As I got older the situation got no better. In secondary school, my friend Phoebe, (who was very light-skinned) and I walked past the boys’ dormitory block. A boy from one of the dormitories yelled, “Fresh girl.” Both of us flattered, begun to giggle and smile. This is when the boy spoils everything by going on to say, “Nah no be the black one we dey talk, e be the fair one.” I wished the ground would open up and swallow me. From this point on, I stayed out of the sun and took three showers a day. So naturally, the perception I had about skin colour was that the lighter your skin, the prettier you were. That is, until I matured.

But let’s look at the situation through very different lenses. Are women trying to be white by lightening their skin? When pale white and porcelain skin women try to get tans, it is not because they are trying to become black. It’s a perception of beauty which funny enough does not apply to men.

Let’s go as far back as the Disney stories. The princesses were fair and the princes were tall, dark and handsome.  Recently, actresses in Ghana have come under fire for allegedly lightening their skin. Many people put this phenomenon in the race basket and say that people who lighten their skin are trying to become white but from where I am standing, she who lightens her skin is no different from you with small breasts who puts on a padded push-up brassiere, relax your hair or put on six-inch heels because you naturally stand at five foot, two-inches.

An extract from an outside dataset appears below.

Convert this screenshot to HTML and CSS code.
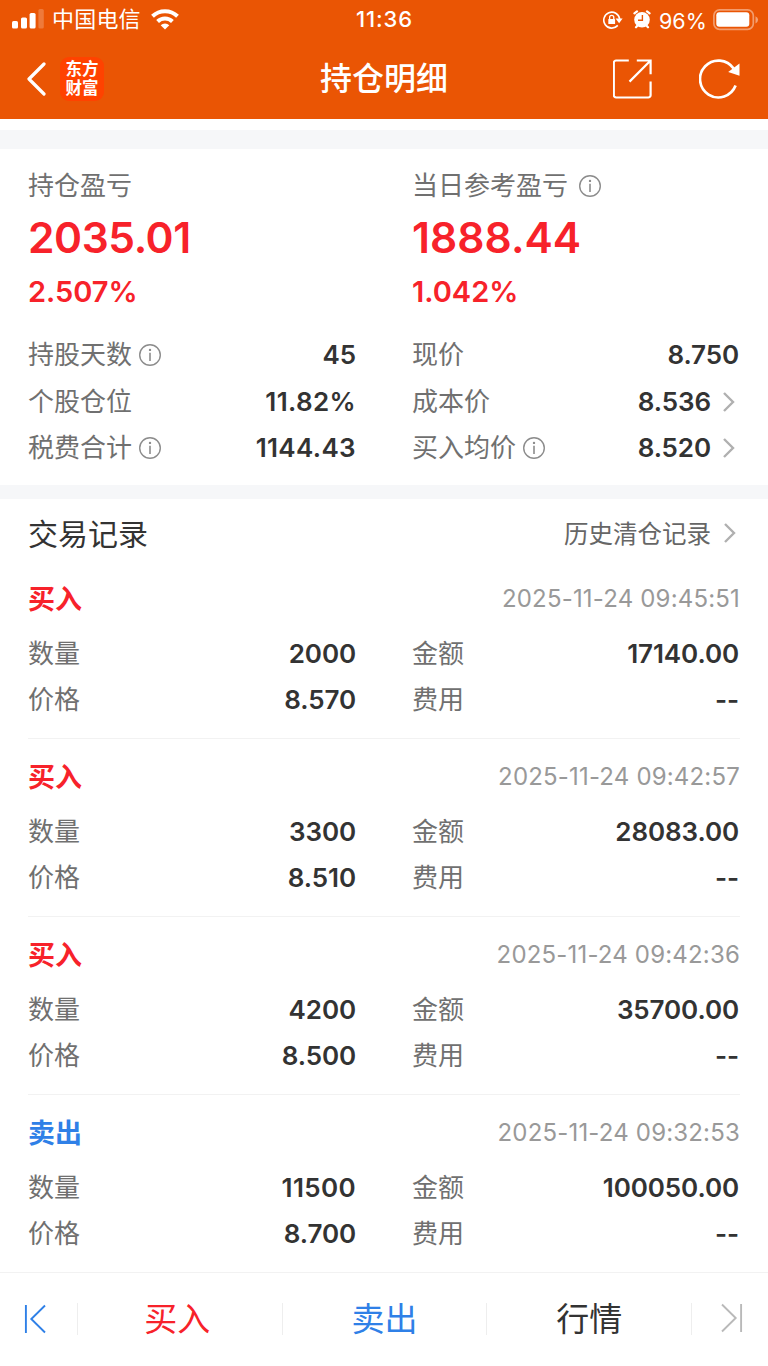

We say we want to be the best we can be, but what if our current standing isn’t the best we can be? I would never dream of lightening my skin, and I do not have relaxed hair but I would never judge anyone for doing these things because through their eyes, undergoing changes such as these make them the best they can be.

Once you recognize and understand the risks yet still want to change to make you more confident or for whatever reason, then please by all means go ahead.

I think the campaigns against skin bleaching should focus on shedding light on the risks and little things one doesn’t have time to read and look out for when we buy our “something-claire” and not chastising people who bleach.

What do you think?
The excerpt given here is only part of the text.